Tuimaseve’s second attempt was his strongest, recording a distance of 13.31m, but that was not enough to prevent him from being eliminated when the nine-man field narrowed to eight after three rounds.
Tuimaseve fell short of his personal best of 13.65m and finished 1.14m outside of the medal places, as Russian Albert Khinchagov (15.78m) easily took gold.
Kiwi cyclists miss medals
Kiwi duo Nicole Murray and Anna Taylor have missed out on the medals in the women’s C4-5 500m time trial at the Izu Velodrome tonight.
Murray finished sixth in the 11-woman final while Taylor was eighth, with the pair both briefly occupying podium positions before being pushed down the leaderboard by subsequent riders.
The final three cyclists each broke the world record to take the medals, led by defending champion Kadeena Cox of Great Britain, who completed her two laps in a time of 34.433 seconds.
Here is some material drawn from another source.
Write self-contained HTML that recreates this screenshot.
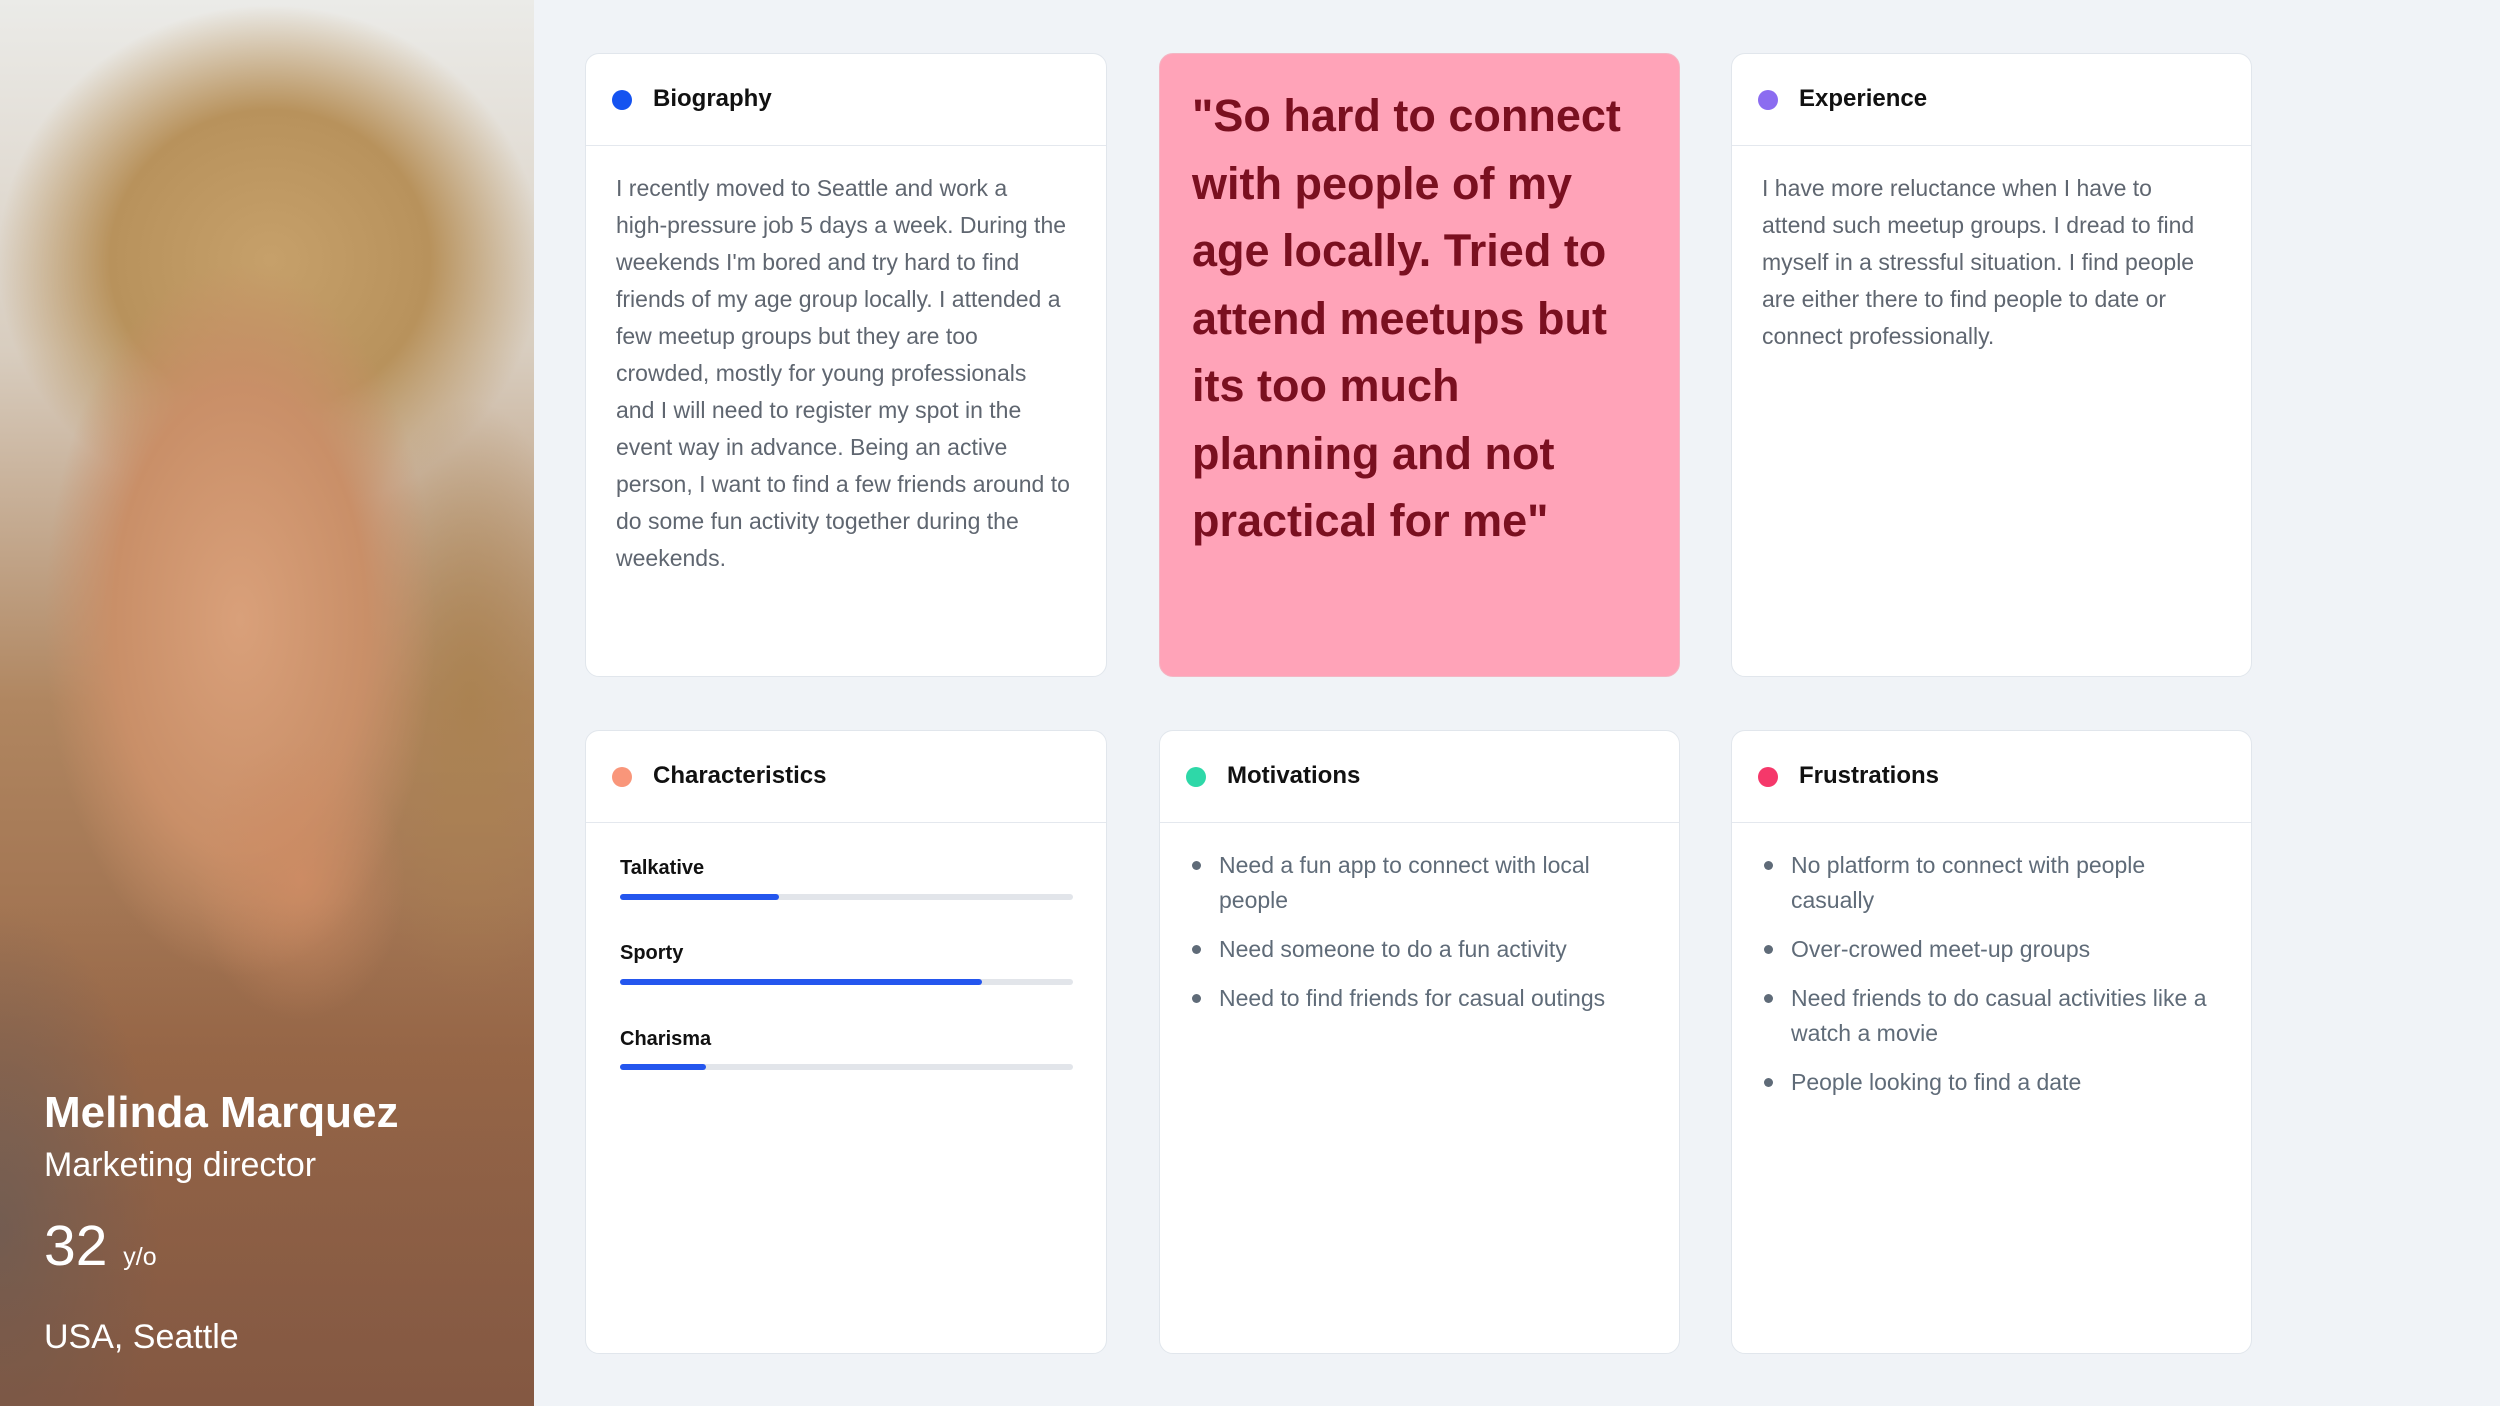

Murray stopped the clock at 37.657s, more than two seconds off the bronze-medal position, while Taylor came home in a time of 38.713s.
Both women were close to claiming a medal in their individual pursuit events on Wednesday, with Murray finishing fourth in the C5 classification and Taylor taking fifth in the C4.
But the pair still have two more chances to reach the podium in Tokyo, now set to take to the road for the time trial on Tuesday and the road race on Thursday.
ICYMI: Pascoe claims 'unexpected' medal
New Zealand’s greatest Paralympian Sophie Pascoe, who claimed her 16th medal last night in Tokyo, says her latest achievement was “unexpected”.
Pascoe took out silver in the women’s SB8 100m breaststroke, with Ireland’s Ellen Keane narrowly beating the 28-year-old Kiwi to take gold.
While Pascoe was disappointed not to win her first event of the Games, she revealed after the race that she wasn’t even planning on competing in the 100m breaststroke and that it was a “last minute entry”.
Despite breaststroke not being her preferred event, she still claimed silver and only lost out to Keane by 0.39 seconds.
She competes in four more events this Games, the first of which will come in the S9 100m backstroke on Monday.